Indeed, we can prove this fact either by Komolgorov's continuity theorem( a bit overkill here) or just by obversing that: $$ X^{\sigma_n}_t=x_0 +\underbrace{ \int_{0}^t \left( f(s,X_s) -\dfrac{\sigma_n^2}{2} \right) ds }_{A^{(n)}_t} +\underbrace{\sigma_n W_t}_{B^{(n)}_t}$$

• The part $A$ gives us a Lipschitz continuous function with the Lipschitz coefficient clearly bounded for all $\sigma_n$. ( by our choice of $\sigma_n$ and the boundedness of $f$). Hence, $(A^{(n)}(\omega) )$ is a family of equicontinuous functions for every $\omega$

• The part $B$ clearly gives a family of equicontinuous functions as it is formed by the scalar multiplication between a bounded real number and a continuous function shared by all $n$.

Note: Two arguments above are constructed in the perspective that we are only considering all the processes restricted to the compact subset $[0,T]$ of time horizon)

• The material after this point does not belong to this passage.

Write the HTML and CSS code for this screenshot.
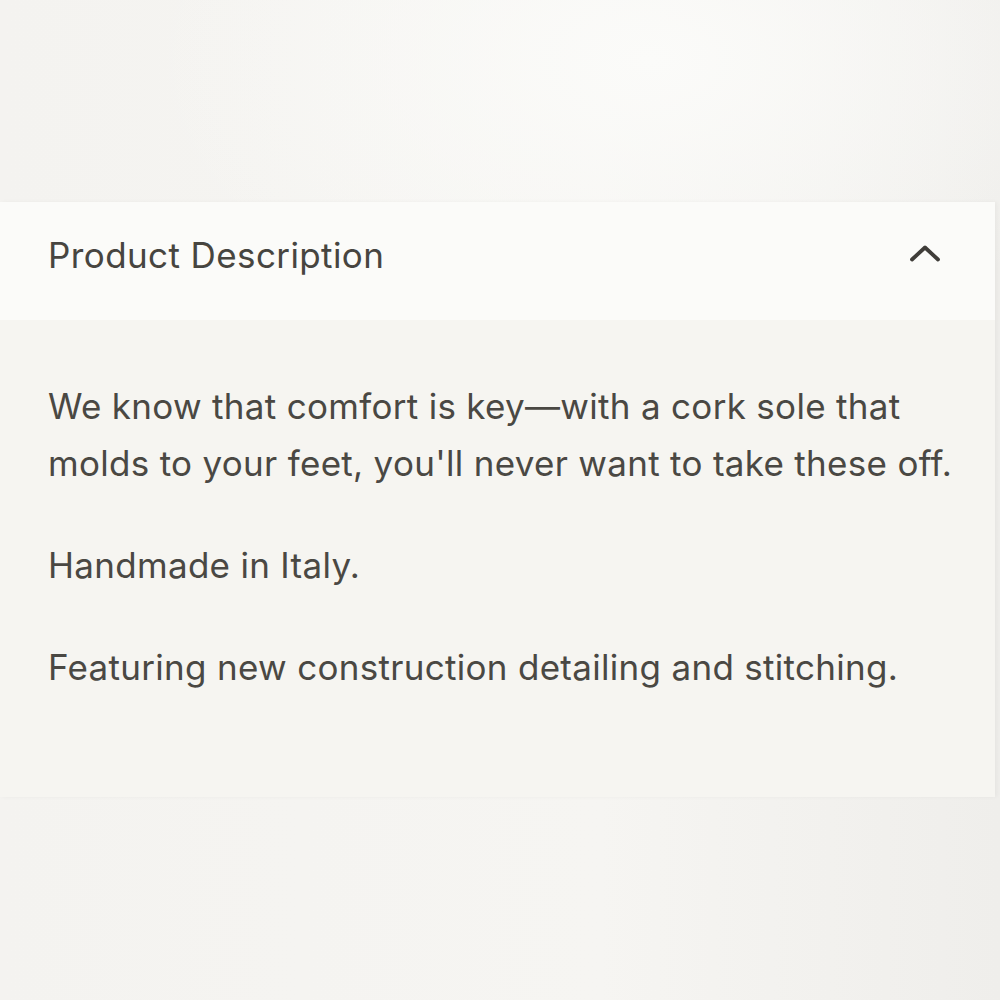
FILE: index.html
```html
<!DOCTYPE html>
<html lang="en">
<head>
<meta charset="utf-8">
<title>Product Description</title>
<link rel="stylesheet" href="styles.css">
</head>
<body>
<div class="page">
  <div class="top-space"></div>
  <section class="accordion">
    <header class="acc-head">
      <h2 class="acc-title">Product Description</h2>
      <svg class="chevron" width="32" height="20" viewBox="0 0 32 20" aria-hidden="true">
        <path d="M3 15.5 L16 3.5 L29 15.5" fill="none" stroke="#3f3d39" stroke-width="3.8" stroke-linecap="round" stroke-linejoin="round"/>
      </svg>
    </header>
    <div class="acc-body">
      <p>We know that comfort is key—with a cork sole that molds to your feet, you'll never want to take these off.</p>
      <p>Handmade in Italy.</p>
      <p>Featuring new construction detailing and stitching.</p>
    </div>
  </section>
</div>
</body>
</html>
```

FILE: styles.css
```css
html, body {
  margin: 0;
  padding: 0;
}
body {
  width: 1000px;
  height: 1000px;
  overflow: hidden;
  background: radial-gradient(ellipse 500px 300px at 650px 60px, #fbfbf9 0%, rgba(251,251,249,0) 100%),
              linear-gradient(to right, #f4f3f0 0%, #f6f5f2 60%, #efeeeb 100%);
  font-family: Inter, "Liberation Sans", sans-serif;
  color: #4a4843;
}
.page {
  display: flex;
  flex-direction: column;
}
.top-space {
  height: 202px;
}
.accordion {
  width: 995px;
  box-shadow: 2px 0 4px rgba(0,0,0,0.04);
}
.acc-head {
  height: 118px;
  background: #fbfbf9;
  display: flex;
  align-items: center;
  justify-content: space-between;
  padding: 0 54px 12px 48px;
  box-sizing: border-box;
}
.acc-title {
  margin: 0;
  font-weight: 400;
  font-size: 35px;
  letter-spacing: 0.4px;
  line-height: 40px;
  color: #474540;
}
.chevron {
  display: block;
  margin-top: -2px;
}
.acc-body {
  background: #f6f5f1;
  height: 477px;
  box-sizing: border-box;
  padding: 58px 28px 0 48px;
}
.acc-body p {
  margin: 0 0 45px 0;
  font-size: 35px;
  letter-spacing: 0.3px;
  line-height: 57px;
  color: #4a4843;
}
```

Thus for almost every $\omega$, the family of functions $$( X^{\sigma_n}(\omega); n \ge 1 )$$ is a relative compact subset of $\mathcal{C}([0,T])$. Thus for every subsequence of that sequence, we can always extract a subsubsequence that converges uniformly to a limit function.
However, our very first result on the almost sure convergence of this sequence tells that if that limit exists, that limit function must be identical to $\tilde{X}$.
So a.s, $X^{\sigma_n}(\omega)$ converges uniformly to $\tilde{X}(\omega)$
Thus the conclusion $\square$.

Comments:

• In the end, we even have the a.s convergence of $X^{\sigma}$ to $\tilde{X}$ under the usual metric of $\mathcal{C}( \mathbb{R_+})$
  
• It seems that I haved blah-blah a lot in my arguments. By all means, the central idea is the equicontinuity of paths when restricted to $[0,T]$.
• Some relaxation on the boundedness of $f$ can be done (if needed). While a replacement by an upper bound for $|f|$ only dependent of $t$ is easy to make, a bound depending also on $x$ is more not that straigthforward.